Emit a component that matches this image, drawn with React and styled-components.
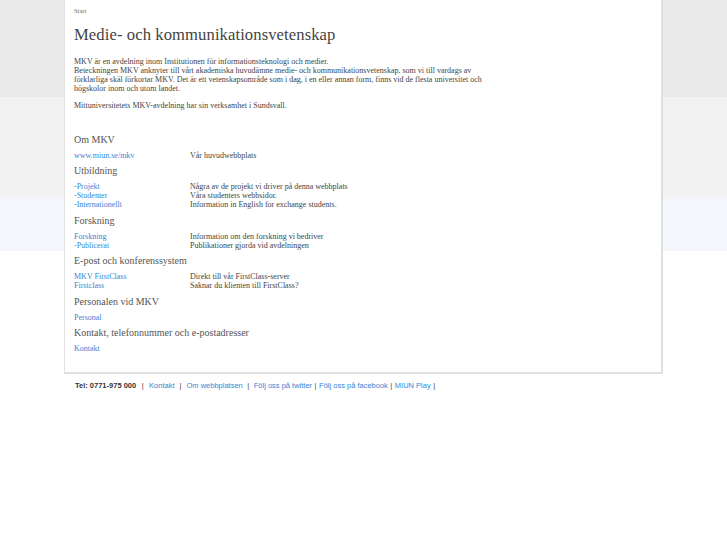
import React from "react";
import styled, { createGlobalStyle } from "styled-components";

const Global = createGlobalStyle`
  html, body { margin: 0; padding: 0; background: #fff; }
  body { font-family: "Liberation Serif", "Times New Roman", serif; }
`;

const Page = styled.div`
  min-height: 545px;
  background: linear-gradient(
    to bottom,
    #e9e9e9 0px, #e9e9e9 97px,
    #f2f2f2 97px, #f2f2f2 197px,
    #f3f6fa 197px, #f3f6fa 251px,
    #ffffff 251px
  );
  padding-left: 64px;
`;

const Wrap = styled.div`
  width: 599px;
`;

const Container = styled.div`
  background: #fff;
  border-left: 1px solid #e2e2e2;
  border-right: 2px solid #e0e0e0;
  border-bottom: 2px solid #e0e0e0;
  box-sizing: border-box;
  height: 374px;
  padding: 7px 10px 0 9px;
  color: #444;
`;

const Crumb = styled.div`
  font-size: 6.5px;
  line-height: 8px;
  color: #666;
`;

const Title = styled.h1`
  margin: 9px 0 0 0;
  font-size: 16.6px;
  font-weight: normal;
  line-height: 22px;
  color: #444;
  letter-spacing: 0.1px;
`;

const Para = styled.p`
  margin: ${(p) => p.$top || 0}px 0 0 0;
  width: 420px;
  font-size: 8px;
  line-height: 9px;
  color: #444;
`;

const Heading = styled.h2`
  margin: ${(p) => p.$top || 4.5}px 0 0 0;
  font-size: 10px;
  font-weight: normal;
  line-height: 13px;
  color: #555;
`;

const LinkTable = styled.div`
  display: grid;
  grid-template-columns: 116px auto;
  margin-top: 5px;
  font-size: 8px;
  line-height: 9px;
`;

const A = styled.a`
  color: #3a84d6;
  text-decoration: none;
`;

const Desc = styled.span`
  color: #444;
`;

const Footer = styled.div`
  display: flex;
  align-items: center;
  padding: 7px 0 0 11px;
  font-family: "Liberation Sans", Arial, sans-serif;
  font-size: 7.5px;
  line-height: 9px;
  color: #444;
`;

const Tel = styled.b`
  color: #333;
`;

const FLink = styled.a`
  color: #3a84d6;
  text-decoration: none;
`;

const Sep = styled.span`
  margin: 0 ${(p) => p.$gap || 5}px;
  color: #444;
`;

const sections = [
  { h: "Om MKV", top: 22.5, rows: [["www.miun.se/mkv", "Vår huvudwebbplats"]] },
  {
    h: "Utbildning",
    rows: [
      ["-Projekt", "Några av de projekt vi driver på denna webbplats"],
      ["-Studenter", "Våra studenters webbsidor."],
      ["-Internationellt", "Information in English for exchange students."],
    ],
  },
  {
    h: "Forskning",
    rows: [
      ["Forskning", "Information om den forskning vi bedriver"],
      ["-Publicerat", "Publikationer gjorda vid avdelningen"],
    ],
  },
  {
    h: "E-post och konferenssystem",
    rows: [
      ["MKV FirstClass", "Direkt till vår FirstClass-server"],
      ["Firstclass", "Saknar du klienten till FirstClass?"],
    ],
  },
  { h: "Personalen vid MKV", rows: [["Personal", ""]] },
  { h: "Kontakt, telefonnummer och e-postadresser", rows: [["Kontakt", ""]] },
];

export default function App() {
  return (
    <>
      <Global />
      <Page>
        <Wrap>
          <Container>
            <Crumb>Start</Crumb>
            <Title>Medie- och kommunikationsvetenskap</Title>
            <Para $top={11}>
              MKV är en avdelning inom Institutionen för informationsteknologi och medier.
              <br />
              Beteckningen MKV anknyter till vårt akademiska huvudämne medie- och kommunikationsvetenskap, som vi till vardags av förklarliga skäl förkortar MKV. Det är ett vetenskapsområde som i dag, i en eller annan form, finns vid de flesta universitet och högskolor inom och utom landet.
            </Para>
            <Para $top={8}>Mittuniversitetets MKV-avdelning har sin verksamhet i Sundsvall.</Para>
            {sections.map((s) => (
              <React.Fragment key={s.h}>
                <Heading $top={s.top}>{s.h}</Heading>
                <LinkTable>
                  {s.rows.map(([l, d]) => (
                    <React.Fragment key={l}>
                      <A href="#">{l}</A>
                      <Desc>{d}</Desc>
                    </React.Fragment>
                  ))}
                </LinkTable>
              </React.Fragment>
            ))}
          </Container>
          <Footer>
            <Tel>Tel: 0771-975 000</Tel>
            <Sep $gap={5.5}>|</Sep>
            <FLink href="#">Kontakt</FLink>
            <Sep $gap={5}>|</Sep>
            <FLink href="#">Om webbplatsen</FLink>
            <Sep $gap={4.5}>|</Sep>
            <FLink href="#">Följ oss på twitter</FLink>
            <Sep $gap={2.5}>|</Sep>
            <FLink href="#">Följ oss på facebook</FLink>
            <Sep $gap={2.5}>|</Sep>
            <FLink href="#">MIUN Play</FLink>
            <Sep $gap={2.5}>|</Sep>
          </Footer>
        </Wrap>
      </Page>
    </>
  );
}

##############################

EXERCISE REQUIREMENTS -
Your task is to gather every line with the word "React" and copy it.

RESULT FOR THIS TASK -
Emit a component that matches this image, drawn with React and styled-components.
import React from "react";
              <React.Fragment key={s.h}>
                    <React.Fragment key={l}>
                    </React.Fragment>
              </React.Fragment>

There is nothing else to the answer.